** Start Data shown **
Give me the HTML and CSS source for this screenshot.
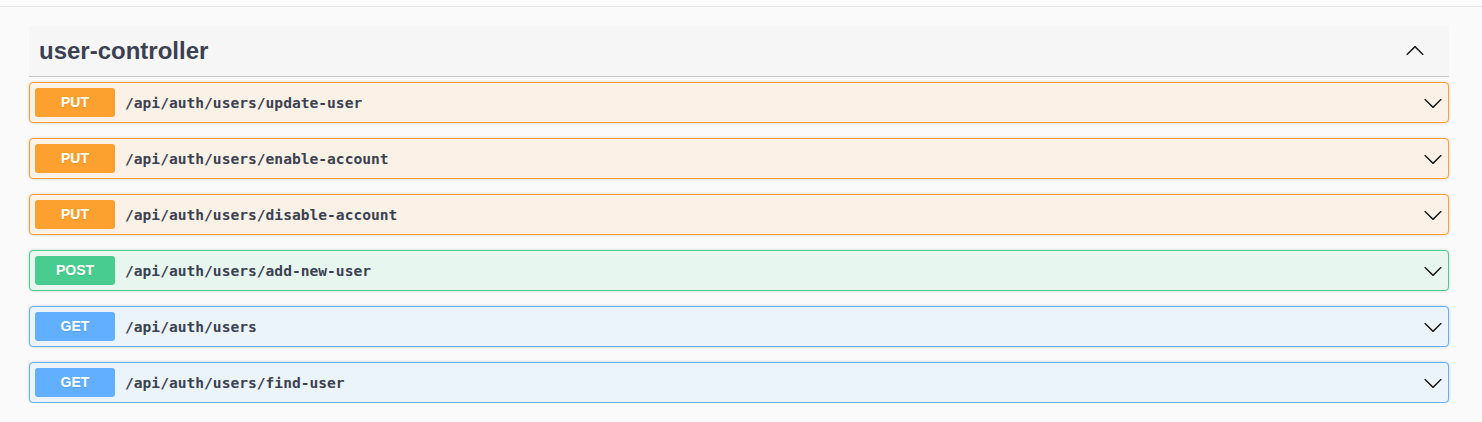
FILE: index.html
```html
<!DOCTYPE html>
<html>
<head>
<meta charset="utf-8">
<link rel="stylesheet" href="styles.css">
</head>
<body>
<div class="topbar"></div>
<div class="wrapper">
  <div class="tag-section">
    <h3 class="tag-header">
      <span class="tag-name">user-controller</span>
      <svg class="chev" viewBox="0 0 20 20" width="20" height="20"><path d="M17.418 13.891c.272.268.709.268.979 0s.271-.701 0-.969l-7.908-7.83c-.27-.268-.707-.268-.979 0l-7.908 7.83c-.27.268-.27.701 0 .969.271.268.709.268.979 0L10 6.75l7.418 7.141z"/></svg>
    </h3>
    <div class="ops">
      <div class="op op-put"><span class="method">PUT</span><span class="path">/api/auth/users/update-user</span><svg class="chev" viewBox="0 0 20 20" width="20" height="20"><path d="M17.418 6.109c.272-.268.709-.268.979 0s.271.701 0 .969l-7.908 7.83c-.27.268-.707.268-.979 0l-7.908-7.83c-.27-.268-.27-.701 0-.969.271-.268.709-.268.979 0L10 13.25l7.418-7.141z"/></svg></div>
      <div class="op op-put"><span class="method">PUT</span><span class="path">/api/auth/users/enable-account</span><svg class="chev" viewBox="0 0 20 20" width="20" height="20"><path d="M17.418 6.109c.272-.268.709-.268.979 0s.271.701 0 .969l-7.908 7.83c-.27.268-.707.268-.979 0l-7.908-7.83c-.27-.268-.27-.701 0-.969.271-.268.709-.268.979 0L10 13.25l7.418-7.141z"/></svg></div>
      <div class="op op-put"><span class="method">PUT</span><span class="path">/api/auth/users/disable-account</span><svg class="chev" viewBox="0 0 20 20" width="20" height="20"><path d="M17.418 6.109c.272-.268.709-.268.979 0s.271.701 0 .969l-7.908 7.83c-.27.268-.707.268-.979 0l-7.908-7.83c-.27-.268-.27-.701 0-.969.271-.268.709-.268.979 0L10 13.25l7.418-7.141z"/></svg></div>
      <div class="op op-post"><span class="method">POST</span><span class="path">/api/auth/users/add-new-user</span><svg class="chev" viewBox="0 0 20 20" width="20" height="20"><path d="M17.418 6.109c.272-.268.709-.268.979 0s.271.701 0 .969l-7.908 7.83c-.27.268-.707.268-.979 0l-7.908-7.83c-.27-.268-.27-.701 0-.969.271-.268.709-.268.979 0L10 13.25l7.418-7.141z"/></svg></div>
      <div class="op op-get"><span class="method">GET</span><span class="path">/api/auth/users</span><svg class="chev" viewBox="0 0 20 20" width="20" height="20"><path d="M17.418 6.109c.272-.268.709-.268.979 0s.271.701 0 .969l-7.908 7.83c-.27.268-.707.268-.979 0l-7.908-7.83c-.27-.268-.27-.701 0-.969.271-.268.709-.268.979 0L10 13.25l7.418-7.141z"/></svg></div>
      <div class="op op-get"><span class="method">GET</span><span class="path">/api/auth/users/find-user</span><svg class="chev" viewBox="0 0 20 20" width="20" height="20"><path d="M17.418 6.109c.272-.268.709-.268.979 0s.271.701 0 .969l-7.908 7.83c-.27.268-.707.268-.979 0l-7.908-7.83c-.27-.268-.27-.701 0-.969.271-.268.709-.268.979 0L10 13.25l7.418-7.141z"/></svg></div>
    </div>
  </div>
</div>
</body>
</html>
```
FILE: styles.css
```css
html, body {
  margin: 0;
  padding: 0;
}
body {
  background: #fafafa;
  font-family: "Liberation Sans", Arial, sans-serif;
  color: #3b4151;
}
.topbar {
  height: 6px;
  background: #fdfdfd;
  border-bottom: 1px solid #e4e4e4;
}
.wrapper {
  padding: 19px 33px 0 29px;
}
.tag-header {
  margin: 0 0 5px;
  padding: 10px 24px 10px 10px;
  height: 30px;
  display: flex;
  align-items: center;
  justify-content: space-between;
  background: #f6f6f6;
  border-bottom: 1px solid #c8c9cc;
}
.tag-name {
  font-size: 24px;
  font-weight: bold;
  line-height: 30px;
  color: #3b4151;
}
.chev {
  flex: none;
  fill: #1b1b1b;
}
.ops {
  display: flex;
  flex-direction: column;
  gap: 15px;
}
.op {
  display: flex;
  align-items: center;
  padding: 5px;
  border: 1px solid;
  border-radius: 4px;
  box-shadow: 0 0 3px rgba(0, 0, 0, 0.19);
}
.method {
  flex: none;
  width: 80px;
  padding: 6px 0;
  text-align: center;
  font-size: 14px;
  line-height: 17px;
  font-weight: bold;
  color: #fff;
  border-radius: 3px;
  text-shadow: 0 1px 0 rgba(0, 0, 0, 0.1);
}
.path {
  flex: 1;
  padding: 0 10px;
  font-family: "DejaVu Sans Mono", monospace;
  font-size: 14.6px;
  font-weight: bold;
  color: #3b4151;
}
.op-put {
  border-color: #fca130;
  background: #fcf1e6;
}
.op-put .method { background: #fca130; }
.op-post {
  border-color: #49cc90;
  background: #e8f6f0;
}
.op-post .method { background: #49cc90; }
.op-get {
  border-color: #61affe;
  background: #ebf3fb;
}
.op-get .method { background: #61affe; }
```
** End Data shown **
**Exercise details:** Copy out the listing exactly as it stands, but not the pictures.

**Exercise response:**
Give me the HTML and CSS source for this screenshot.
FILE: index.html
```html
<!DOCTYPE html>
<html>
<head>
<meta charset="utf-8">
<link rel="stylesheet" href="styles.css">
</head>
<body>
<div class="topbar"></div>
<div class="wrapper">
  <div class="tag-section">
    <h3 class="tag-header">
      <span class="tag-name">user-controller</span>
      <svg class="chev" viewBox="0 0 20 20" width="20" height="20"><path d="M17.418 13.891c.272.268.709.268.979 0s.271-.701 0-.969l-7.908-7.83c-.27-.268-.707-.268-.979 0l-7.908 7.83c-.27.268-.27.701 0 .969.271.268.709.268.979 0L10 6.75l7.418 7.141z"/></svg>
    </h3>
    <div class="ops">
      <div class="op op-put"><span class="method">PUT</span><span class="path">/api/auth/users/update-user</span><svg class="chev" viewBox="0 0 20 20" width="20" height="20"><path d="M17.418 6.109c.272-.268.709-.268.979 0s.271.701 0 .969l-7.908 7.83c-.27.268-.707.268-.979 0l-7.908-7.83c-.27-.268-.27-.701 0-.969.271-.268.709-.268.979 0L10 13.25l7.418-7.141z"/></svg></div>
      <div class="op op-put"><span class="method">PUT</span><span class="path">/api/auth/users/enable-account</span><svg class="chev" viewBox="0 0 20 20" width="20" height="20"><path d="M17.418 6.109c.272-.268.709-.268.979 0s.271.701 0 .969l-7.908 7.83c-.27.268-.707.268-.979 0l-7.908-7.83c-.27-.268-.27-.701 0-.969.271-.268.709-.268.979 0L10 13.25l7.418-7.141z"/></svg></div>
      <div class="op op-put"><span class="method">PUT</span><span class="path">/api/auth/users/disable-account</span><svg class="chev" viewBox="0 0 20 20" width="20" height="20"><path d="M17.418 6.109c.272-.268.709-.268.979 0s.271.701 0 .969l-7.908 7.83c-.27.268-.707.268-.979 0l-7.908-7.83c-.27-.268-.27-.701 0-.969.271-.268.709-.268.979 0L10 13.25l7.418-7.141z"/></svg></div>
      <div class="op op-post"><span class="method">POST</span><span class="path">/api/auth/users/add-new-user</span><svg class="chev" viewBox="0 0 20 20" width="20" height="20"><path d="M17.418 6.109c.272-.268.709-.268.979 0s.271.701 0 .969l-7.908 7.83c-.27.268-.707.268-.979 0l-7.908-7.83c-.27-.268-.27-.701 0-.969.271-.268.709-.268.979 0L10 13.25l7.418-7.141z"/></svg></div>
      <div class="op op-get"><span class="method">GET</span><span class="path">/api/auth/users</span><svg class="chev" viewBox="0 0 20 20" width="20" height="20"><path d="M17.418 6.109c.272-.268.709-.268.979 0s.271.701 0 .969l-7.908 7.83c-.27.268-.707.268-.979 0l-7.908-7.83c-.27-.268-.27-.701 0-.969.271-.268.709-.268.979 0L10 13.25l7.418-7.141z"/></svg></div>
      <div class="op op-get"><span class="method">GET</span><span class="path">/api/auth/users/find-user</span><svg class="chev" viewBox="0 0 20 20" width="20" height="20"><path d="M17.418 6.109c.272-.268.709-.268.979 0s.271.701 0 .969l-7.908 7.83c-.27.268-.707.268-.979 0l-7.908-7.83c-.27-.268-.27-.701 0-.969.271-.268.709-.268.979 0L10 13.25l7.418-7.141z"/></svg></div>
    </div>
  </div>
</div>
</body>
</html>
```
FILE: styles.css
```css
html, body {
  margin: 0;
  padding: 0;
}
body {
  background: #fafafa;
  font-family: "Liberation Sans", Arial, sans-serif;
  color: #3b4151;
}
.topbar {
  height: 6px;
  background: #fdfdfd;
  border-bottom: 1px solid #e4e4e4;
}
.wrapper {
  padding: 19px 33px 0 29px;
}
.tag-header {
  margin: 0 0 5px;
  padding: 10px 24px 10px 10px;
  height: 30px;
  display: flex;
  align-items: center;
  justify-content: space-between;
  background: #f6f6f6;
  border-bottom: 1px solid #c8c9cc;
}
.tag-name {
  font-size: 24px;
  font-weight: bold;
  line-height: 30px;
  color: #3b4151;
}
.chev {
  flex: none;
  fill: #1b1b1b;
}
.ops {
  display: flex;
  flex-direction: column;
  gap: 15px;
}
.op {
  display: flex;
  align-items: center;
  padding: 5px;
  border: 1px solid;
  border-radius: 4px;
  box-shadow: 0 0 3px rgba(0, 0, 0, 0.19);
}
.method {
  flex: none;
  width: 80px;
  padding: 6px 0;
  text-align: center;
  font-size: 14px;
  line-height: 17px;
  font-weight: bold;
  color: #fff;
  border-radius: 3px;
  text-shadow: 0 1px 0 rgba(0, 0, 0, 0.1);
}
.path {
  flex: 1;
  padding: 0 10px;
  font-family: "DejaVu Sans Mono", monospace;
  font-size: 14.6px;
  font-weight: bold;
  color: #3b4151;
}
.op-put {
  border-color: #fca130;
  background: #fcf1e6;
}
.op-put .method { background: #fca130; }
.op-post {
  border-color: #49cc90;
  background: #e8f6f0;
}
.op-post .method { background: #49cc90; }
.op-get {
  border-color: #61affe;
  background: #ebf3fb;
}
.op-get .method { background: #61affe; }
```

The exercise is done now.